If that sounds cynical, it’s meant to. For the past 50-plus years, Black has practiced architecture and urban design in Austin with his firm, Black + Vernooy. In that span, he has assiduously championed a more urbane and civilized tenor for the Capital City’s built fabric. It’s been, at times, a brutally heartbreaking endeavor. For the architect — who grew up in San Antonio (“one of those authentic places”) and has traveled extensively in Europe and Mexico, studying and appreciating those locales’ organic urbanism and grand public spaces — the prevailing attitudes that have shaped the modern Texas city reverberate with all the sense and subtlety of a monster truck’s dyspeptic exhaust pipe. “Why are we so auto-centric?” Black queries, rhetorically. “It’s because we’re kind of dumb.”

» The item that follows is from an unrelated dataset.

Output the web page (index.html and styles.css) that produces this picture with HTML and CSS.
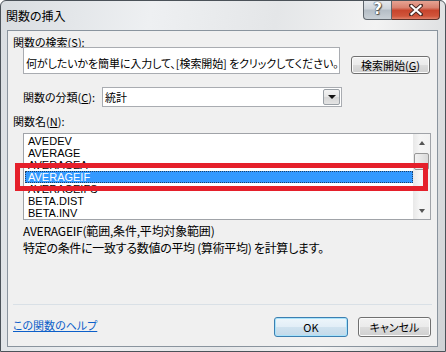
FILE: index.html
```html
<!DOCTYPE html>
<html lang="ja">
<head>
    <meta charset="UTF-8">
    <meta name="viewport" content="width=device-width, initial-scale=1.0">
    <title>関数の挿入</title>
    <link rel="stylesheet" href="styles.css">
</head>
<body>
<div class="window">
    <div class="titlebar">
        <div class="title">関数の挿入</div>
        <div class="caption">
            <div class="cap-help">?</div>
            <div class="cap-close">
                <svg width="14" height="12" viewBox="0 0 14 12">
                    <path d="M2 1.5L12 10.5M12 1.5L2 10.5" stroke="#4a2a24" stroke-width="4" stroke-linecap="square"/>
                    <path d="M2.5 2L11.5 10M11.5 2L2.5 10" stroke="#fff" stroke-width="2.2" stroke-linecap="square"/>
                </svg>
            </div>
        </div>
    </div>
    <div class="client">
        <div class="label">関数の検索(<u>S</u>):</div>
        <div class="search-row">
            <div class="search-box">何がしたいかを簡単に入力して、[検索開始] をクリックしてください。</div>
            <div class="btn btn-search">検索開始(<u>G</u>)</div>
        </div>
        <div class="cat-row">
            <div class="cat-label">関数の分類(<u>C</u>):</div>
            <div class="select">
                <span>統計</span>
                <div class="select-btn"><i class="tri-down"></i></div>
            </div>
        </div>
        <div class="label label-list">関数名(<u>N</u>):</div>
        <div class="listbox">
            <ul class="items">
                <li>AVEDEV</li>
                <li>AVERAGE</li>
                <li>AVERAGEA</li>
                <li class="sel">AVERAGEIF</li>
                <li>AVERAGEIFS</li>
                <li>BETA.DIST</li>
                <li>BETA.INV</li>
            </ul>
            <div class="scrollbar">
                <div class="sb-arrow"><i class="tri-up small"></i></div>
                <div class="sb-track"><div class="sb-thumb"></div></div>
                <div class="sb-arrow"><i class="tri-down small"></i></div>
            </div>
            <div class="mark"></div>
        </div>
        <div class="desc">
            <div class="desc-syntax">AVERAGEIF(範囲,条件,平均対象範囲)</div>
            <div class="desc-text">特定の条件に一致する数値の平均 (算術平均) を計算します。</div>
        </div>
        <div class="sep"></div>
        <div class="footer">
            <div class="help-cell"><a class="help" href="#">この関数のヘルプ</a></div>
            <div class="btn btn-ok">OK</div>
            <div class="btn btn-cancel">キャンセル</div>
        </div>
    </div>
</div>
</body>
</html>
```

FILE: styles.css
```css
body{
    margin:0;
    font-family:"Noto Sans CJK JP", sans-serif;
    font-size:11px;
    font-feature-settings:"palt";
    color:#000;
}
u{
    text-decoration:underline;
    text-underline-offset:1px;
}

.window{
    width:446px;
    height:352px;
    box-sizing:border-box;
    border:1px solid #4b5259;
    border-radius:6px 6px 0 0;
    background:linear-gradient(100deg,#d9dde1 0%,#eef0f2 30%,#e4e6e8 55%,#f3f3f3 75%,#cfd2d5 100%);
    display:flex;
    flex-direction:column;
    overflow:hidden;
}

.titlebar{
    height:29px;
    display:flex;
    align-items:flex-start;
}
.title{
    flex:1;
    padding-left:5px;
    line-height:29px;
    font-size:12px;
}
.caption{
    display:flex;
    margin-top:-1px;
    margin-right:5px;
}
.cap-help{
    width:29px;
    height:20px;
    box-sizing:border-box;
    border:1px solid #5f666d;
    border-top:none;
    border-radius:0 0 0 4px;
    background:linear-gradient(#e6eaee 0%,#cfd5db 45%,#b5bec6 55%,#c9d0d6 100%);
    color:#fff;
    font:bold 15px "DejaVu Sans", sans-serif;
    text-align:center;
    line-height:19px;
    text-shadow:0 0 1px #333,0 0 1px #333,1px 1px 1px #555;
}
.cap-close{
    width:48px;
    height:20px;
    box-sizing:border-box;
    border:1px solid #5c3129;
    border-left:none;
    border-top:none;
    border-radius:0 0 4px 0;
    background:linear-gradient(#e9a898 0%,#d98270 40%,#c8452d 55%,#d0553b 85%,#e0826b 100%);
    display:flex;
    align-items:center;
    justify-content:center;
}

.client{
    margin:0 7px 4px 6px;
    border:1px solid #8a949e;
    background:#f0f0f0;
    flex:1;
    display:flex;
    flex-direction:column;
    padding:5px 5px 9px 5px;
}

.label{
    line-height:12px;
    height:12px;
}
.search-row{
    display:flex;
    align-items:flex-start;
    margin-top:-1px;
    margin-left:10px;
}
.search-box{
    width:317px;
    height:27px;
    box-sizing:border-box;
    border:1px solid #a9acb1;
    background:#fff;
    padding:5px 2px 0 2px;
    line-height:20px;
    letter-spacing:-0.1px;
    white-space:nowrap;
    overflow:hidden;
}
.btn{
    box-sizing:border-box;
    border:1px solid #707070;
    border-radius:3px;
    background:linear-gradient(#f2f2f2 0%,#ebebeb 48%,#dcdcdc 52%,#cfcfcf 100%);
    box-shadow:inset 0 0 0 1px #fbfbfb;
    display:flex;
    align-items:center;
    justify-content:center;
    line-height:14px;
}
.btn-search{
    width:79px;
    height:18px;
    margin-left:11px;
    margin-top:9px;
}

.cat-row{
    display:flex;
    margin-top:13px;
    margin-left:10px;
    height:20px;
}
.cat-label{
    width:79px;
    line-height:20px;
}
.select{
    width:240px;
    height:20px;
    box-sizing:border-box;
    border:1px solid #a9acb1;
    background:#fff;
    display:flex;
    align-items:center;
    padding-left:2px;
}
.select-btn{
    margin-left:auto;
    margin-right:1px;
    width:17px;
    height:16px;
    box-sizing:border-box;
    border:1px solid #9aa0a6;
    border-radius:2px;
    background:linear-gradient(#f3f3f3 0%,#e6e6e6 50%,#d6d6d6 51%,#e4e4e4 100%);
    display:flex;
    align-items:center;
    justify-content:center;
}
.tri-down{
    width:0;
    height:0;
    border-left:4px solid transparent;
    border-right:4px solid transparent;
    border-top:4px solid #111;
}
.tri-up{
    width:0;
    height:0;
    border-left:4px solid transparent;
    border-right:4px solid transparent;
    border-bottom:4px solid #111;
}
.small{
    border-left-width:3px;
    border-right-width:3px;
    border-top-color:#555;
    border-bottom-color:#555;
}

.label-list{
    margin-top:8px;
}
.listbox{
    position:relative;
    margin-top:6px;
    margin-left:10px;
    width:408px;
    height:87px;
    box-sizing:border-box;
    border:1px solid #a0a3a8;
    background:#fff;
    display:flex;
}
.items{
    flex:1;
    list-style:none;
    margin:0;
    padding:1px 0 0 1px;
    font-family:"Liberation Sans", sans-serif;
    font-size:11px;
    overflow:hidden;
}
.items li{
    height:12px;
    line-height:12px;
    padding-left:3px;
}
.items li.sel{
    background:#3399ff;
    color:#fff;
    outline:1px dotted #1b3f66;
    outline-offset:-1px;
}
.scrollbar{
    width:17px;
    display:flex;
    flex-direction:column;
    background:linear-gradient(90deg,#e8e8e8,#f5f5f5 40%,#f2f2f2);
}
.sb-arrow{
    height:17px;
    display:flex;
    align-items:center;
    justify-content:center;
}
.sb-track{
    flex:1;
    padding-top:2px;
}
.sb-thumb{
    width:15px;
    height:17px;
    margin-left:1px;
    box-sizing:border-box;
    border:1px solid #979797;
    border-radius:2px;
    background:linear-gradient(90deg,#f2f2f2,#e6e6e6 50%,#d9d9d9);
}
.mark{
    position:absolute;
    left:-9px;
    top:29px;
    width:413px;
    height:28px;
    box-sizing:border-box;
    border:5px solid #e5202b;
}

.desc{
    margin-top:2px;
    margin-left:10px;
    line-height:17px;
    font-size:12px;
}
.desc-syntax{
    letter-spacing:-0.2px;
}
.desc-text{
    letter-spacing:-0.3px;
}

.sep{
    margin-top:auto;
    height:1px;
    background:#d9e0e6;
}
.footer{
    display:flex;
    align-items:center;
    margin-top:12px;
    padding-right:1px;
    height:20px;
}
.help-cell{
    flex:1;
    margin-top:-4px;
}
.help{
    color:#0c5fc9;
    text-decoration:underline;
}
.btn-ok{
    width:74px;
    height:20px;
    border-color:#3c7fb1;
    box-shadow:inset 0 0 0 1px #a8e3fb;
    background:linear-gradient(#eef6fb 0%,#e2eef7 48%,#cfe2ef 52%,#c3d9e9 100%);
}
.btn-cancel{
    width:73px;
    height:20px;
    margin-left:10px;
}
```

Of course, some good things have happened. Many of the highlights of Black’s career, including several of the compromises, were on display for the last two months at The University of Texas at Austin School of Architecture, in an exhibition called “101 Semesters Beyond the Studio.” (Black has taught at the school since Alan Taniguchi hired him in 1962, the same year he opened his firm.) The show surveyed the breadth of the architect’s output, which has included everything from private residences and retail spaces to corporate headquarters and urban plans — even a doghouse, which, for some reason, the curators appropriated for the exhibit’s branding. (“Eat your heart out, Aldo Rossi,” was Black’s tagline for that project.)
In all his work, Black evinces an affinity for daylight, natural materials, and human-scaled spaces. While generally considered a Texas regionalist, he doesn’t profess an adherence to any style. “I think in terms of space, light, and siting,” Black says. “The only thing I do well is site buildings. Some of that comes from growing up in Alamo Heights and trying to save every tree I ever met. It could be called an obsession, but not a style.”

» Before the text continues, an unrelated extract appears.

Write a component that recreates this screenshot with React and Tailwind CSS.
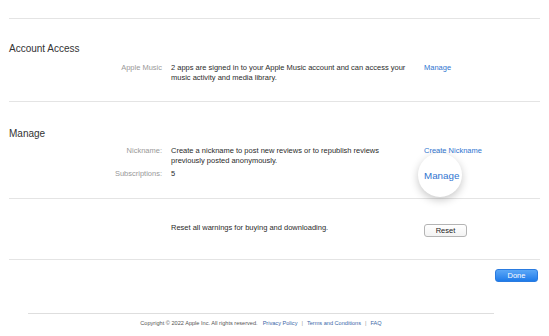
import React from 'react';

const font = { fontFamily: '"Liberation Sans", Arial, sans-serif' };

const Divider = () => <div className="h-px bg-[#e4e4e4]" />;

const Row = ({ label, children, action }) => (
  <div className="flex">
    <div className="w-[154px] shrink-0 pr-[1px] text-right text-[7.5px] leading-[10px] text-[#999]">{label}</div>
    <div className="ml-[8px] w-[242px] shrink-0 text-[7.5px] leading-[10px] text-[#2b2b2b]">{children}</div>
    <div className="ml-[11px] flex-1 text-[7.5px] leading-[10px]">{action}</div>
  </div>
);

const Link = ({ children }) => <span className="text-[#2f74d0]">{children}</span>;

export default function App() {
  return (
    <div className="relative h-[336px] w-[549px] overflow-hidden bg-white" style={font}>
      <div className="ml-[9px] w-[531px] pt-[18px]">
        <Divider />

        {/* Account Access */}
        <section className="pt-[24px] pb-[18px]">
          <h2 className="text-[10px] leading-[12px] text-[#333]">Account Access</h2>
          <div className="mt-[8px]">
            <Row label="Apple Music" action={<Link>Manage</Link>}>
              2 apps are signed in to your Apple Music account and can access your music activity and media library.
            </Row>
          </div>
        </section>
        <Divider />

        {/* Manage */}
        <section className="pt-[26px] pb-[18px]">
          <h2 className="text-[10px] leading-[12px] text-[#333]">Manage</h2>
          <div className="mt-[6px] flex flex-col gap-[3px]">
            <Row label="Nickname:" action={<Link>Create Nickname</Link>}>
              Create a nickname to post new reviews or to republish reviews previously posted anonymously.
            </Row>
            <Row
              label="Subscriptions:"
              action={
                <div className="relative">
                  <div className="absolute left-[-6px] top-[-16px] h-[44px] w-[44px] rounded-full bg-white shadow-[0_3px_8px_rgba(0,0,0,0.22)]" />
                  <span className="relative top-[2px] text-[9.8px] text-[#2f74d0]">Manage</span>
                </div>
              }
            >
              5
            </Row>
          </div>
        </section>
        <Divider />

        {/* Reset */}
        <section className="pt-[19px] pb-[22px]">
          <div className="flex items-center">
            <div className="ml-[162px] w-[253px] text-[7.5px] leading-[10px] text-[#2b2b2b]">
              Reset all warnings for buying and downloading.
            </div>
            <button className="mt-[6px] h-[13px] w-[43px] rounded-[3px] border border-[#b4b4b4] bg-gradient-to-b from-white to-[#f3f3f3] text-[7.5px] leading-[11px] text-[#222]">
              Reset
            </button>
          </div>
        </section>
        <Divider />

        <div className="flex justify-end pt-[9px] pr-[2px]">
          <button className="h-[13px] w-[43px] rounded-[3px] border border-[#2a7be0] bg-gradient-to-b from-[#5aa7f7] to-[#1d7be9] text-[7.5px] leading-[11px] text-white">
            Done
          </button>
        </div>
      </div>

      {/* Footer */}
      <footer className="ml-[28px] mt-[31px] w-[466px]">
        <div className="h-px bg-[#dedede]" />
        <p className="pt-[5px] text-center text-[5.6px] leading-[8px] text-[#555]">
          Copyright © 2022 Apple Inc. All rights reserved.
          <span className="ml-[5px] text-[#3a67a8]">Privacy Policy</span>
          <span className="mx-[4px] text-[#999]">|</span>
          <span className="text-[#3a67a8]">Terms and Conditions</span>
          <span className="mx-[4px] text-[#999]">|</span>
          <span className="text-[#3a67a8]">FAQ</span>
        </p>
      </footer>
    </div>
  );
}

He is most proud, however, not of any building he ever designed, but of the Great Streets Master Plan, which was a collaboration between Black’s firm and Donna Carter, FAIA, Lars Stanley, FAIA, Eleanor McKinney, Jose Martinez, and Charles Thompson, FAIA. According to Black + Vernooy’s website, Great Streets is “a comprehensive and integrated urban design strategy for re-making 306 blocks of public right-of-way in Downtown Austin.” The plan reorders the priorities of the street, putting pedestrians first, transit second, bicycles third, and cars last.
So far, Great Streets has only been implemented on the few blocks of rejuvenated Second Street, where it has been successful in both upping the tax base for the city (“We’re talking about billions of dollars for the investment of a few million”) and creating a convivial bustle in that part of downtown. The rollout of the rest of the plan, however, is in limbo, awaiting the approval of funding by the city’s political establishment — Black’s favorite target for scorn. “No-brainers are exactly what the city bureaucrats are not interested in,” he says. “If it benefits everybody and lowers your taxes, they don’t want it.”